Marketing, product and finance do not share the same meaning of the word « revenue » by default. A shared methodological note (net, gross incl. tax, after refunds or not) avoids end-of-month disputes when each tool displays a slightly different number.

Qstomy: better conversion after the click

Google Analytics shows where visitors buy or abandon. Qstomy helps improve the dialogue on the store: product answers, support, recommendations, which can increase the likelihood of conversion once traffic is acquired.

Combine rigorous measurement and conversational experience so that GA4 insights translate into visible customer-facing actions.

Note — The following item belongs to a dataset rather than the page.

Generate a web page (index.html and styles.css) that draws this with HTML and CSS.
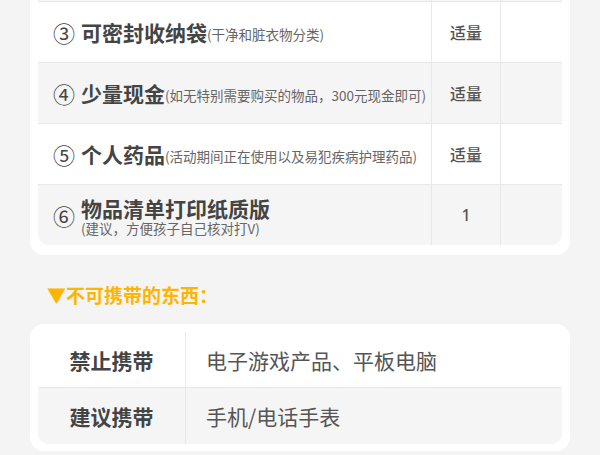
FILE: index.html
```html
<!DOCTYPE html>
<html lang="zh-CN">
	<head>
		<meta charset="UTF-8" />
		<meta name="viewport" content="width=device-width, initial-scale=1.0" />
		<title>携带物品清单</title>
		<link rel="stylesheet" href="styles.css">
	</head>
	<body>
		<div class="page">
			<div class="card card-list">
				<div class="list">
					<div class="list-row cut">
						<div class="cell name"></div>
						<div class="cell qty"></div>
						<div class="cell blank"></div>
					</div>
					<div class="list-row">
						<div class="cell name">
							<span class="num">③</span>
							<span class="title">可密封收纳袋</span><span class="note">(干净和脏衣物分类)</span>
						</div>
						<div class="cell qty">适量</div>
						<div class="cell blank"></div>
					</div>
					<div class="list-row">
						<div class="cell name">
							<span class="num">④</span>
							<span class="title">少量现金</span><span class="note">(如无特别需要购买的物品，300元现金即可)</span>
						</div>
						<div class="cell qty">适量</div>
						<div class="cell blank"></div>
					</div>
					<div class="list-row">
						<div class="cell name">
							<span class="num">⑤</span>
							<span class="title">个人药品</span><span class="note">(活动期间正在使用以及易犯疾病护理药品)</span>
						</div>
						<div class="cell qty">适量</div>
						<div class="cell blank"></div>
					</div>
					<div class="list-row">
						<div class="cell name">
							<span class="num">⑥</span>
							<div class="stack">
								<span class="title">物品清单打印纸质版</span>
								<span class="note">(建议，方便孩子自己核对打V)</span>
							</div>
						</div>
						<div class="cell qty">1</div>
						<div class="cell blank"></div>
					</div>
				</div>
			</div>

			<h3 class="section-title">▼不可携带的东西：</h3>

			<div class="card card-rules">
				<div class="rules">
					<div class="rule-row">
						<div class="rule-label">禁止携带</div>
						<div class="rule-value">电子游戏产品、平板电脑</div>
					</div>
					<div class="rule-row">
						<div class="rule-label">建议携带</div>
						<div class="rule-value">手机/电话手表</div>
					</div>
				</div>
			</div>
		</div>
	</body>
</html>
```

FILE: styles.css
```css
body {
	font-family: "Noto Sans CJK SC", "Noto Sans", sans-serif;
	color: #444;
	background-color: #f4f4f4;
	margin: 0;
}
.page {
	padding: 0 30px;
}
.card {
	background-color: #fff;
	border-radius: 14px;
}
.card-list {
	border-top-left-radius: 0;
	border-top-right-radius: 0;
	padding: 0 8px 10px;
}
.card-rules {
	padding: 8px 8px 7px;
}
.list {
	border-radius: 0 0 10px 10px;
	overflow: hidden;
}
.list-row {
	display: grid;
	grid-template-columns: 1fr 69px 62px;
	height: 60px;
	border-bottom: 1px solid #e8e8e8;
}
.list-row:nth-child(odd) {
	background-color: #f5f5f5;
}
.list-row:last-child {
	border-bottom: none;
}
.list-row.cut {
	height: 1px;
}
.cell {
	display: flex;
	align-items: center;
}
.qty,
.blank {
	border-left: 1px solid #e8e8e8;
}
.qty {
	justify-content: center;
	font-family: "Noto Sans", "Noto Sans CJK SC", sans-serif;
	font-size: 16px;
	font-weight: 500;
	color: #555;
}
.name {
	padding-left: 15px;
	white-space: nowrap;
}
.num {
	font-size: 22px;
	margin-right: 6px;
	color: #444;
}
.title {
	font-size: 21px;
	font-weight: bold;
	color: #444;
	line-height: 24px;
}
.note {
	font-size: 13.5px;
	color: #666;
	line-height: 18px;
	padding-top: 3px;
}
.stack {
	display: flex;
	flex-direction: column;
	margin-top: 2px;
}
.stack .note {
	padding-top: 0;
	line-height: 16px;
}
.section-title {
	margin: 28px 0 17px;
	padding-left: 17px;
	font-size: 19px;
	line-height: 24px;
	font-weight: bold;
	color: #ffb400;
}
.rules {
	border-radius: 0 0 10px 10px;
	overflow: hidden;
}
.rule-row {
	display: grid;
	grid-template-columns: 148px 1fr;
	height: 55px;
	border-bottom: 1px solid #e8e8e8;
}
.rule-row:last-child {
	height: 56px;
	border-bottom: none;
	background-color: #f5f5f5;
}
.rule-label {
	display: flex;
	align-items: center;
	justify-content: center;
	border-right: 1px solid #e8e8e8;
	font-size: 21px;
	font-weight: bold;
	color: #444;
}
.rule-value {
	display: flex;
	align-items: center;
	padding-left: 20px;
	font-size: 21px;
	color: #555;
}
```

Summary, FAQ, and further reading

In brief

  • No separate product : Google Analytics e-commerce is GA4 + recommended e-commerce events.

  • Goal : connect traffic, behavior, and revenue in an analytics interface.

  • Warning : tracking quality and consent affect the totals displayed.

  • Next steps : documented setup, regular testing, comparison with the store.

Official sources

FAQ

“Google Analytics e-commerce” free?

GA4 offers a standard plan suitable for many sites; high volumes or BigQuery needs go beyond this scope. Check Google's current terms for your account.

Can I see each order individually like in accounting?

GA4 is not an accounting ledger: it is used to aggregate and explore. For the exact order line, use your store admin or ERP.

Is e-commerce in GA4 enough to optimize my store?

It helps prioritize. Execution also depends on UX, offering, logistics, and customer service.

How do I know if my setup is good?

Real-world tests, revenue comparison, no duplicate purchases, complete item parameters. Go back over the checklist in the dedicated section.

Does GA4 replace my ERP or my accounting?

No. It helps analyze behavior and marketing impact; it does not replace legal obligations or accounting inventory.

Should I enable all the e-commerce events in Google's catalog?

Prioritize the purchase funnel and the signals you will use in decisions. Avoid symbolic collection that clutters things up without concrete changes.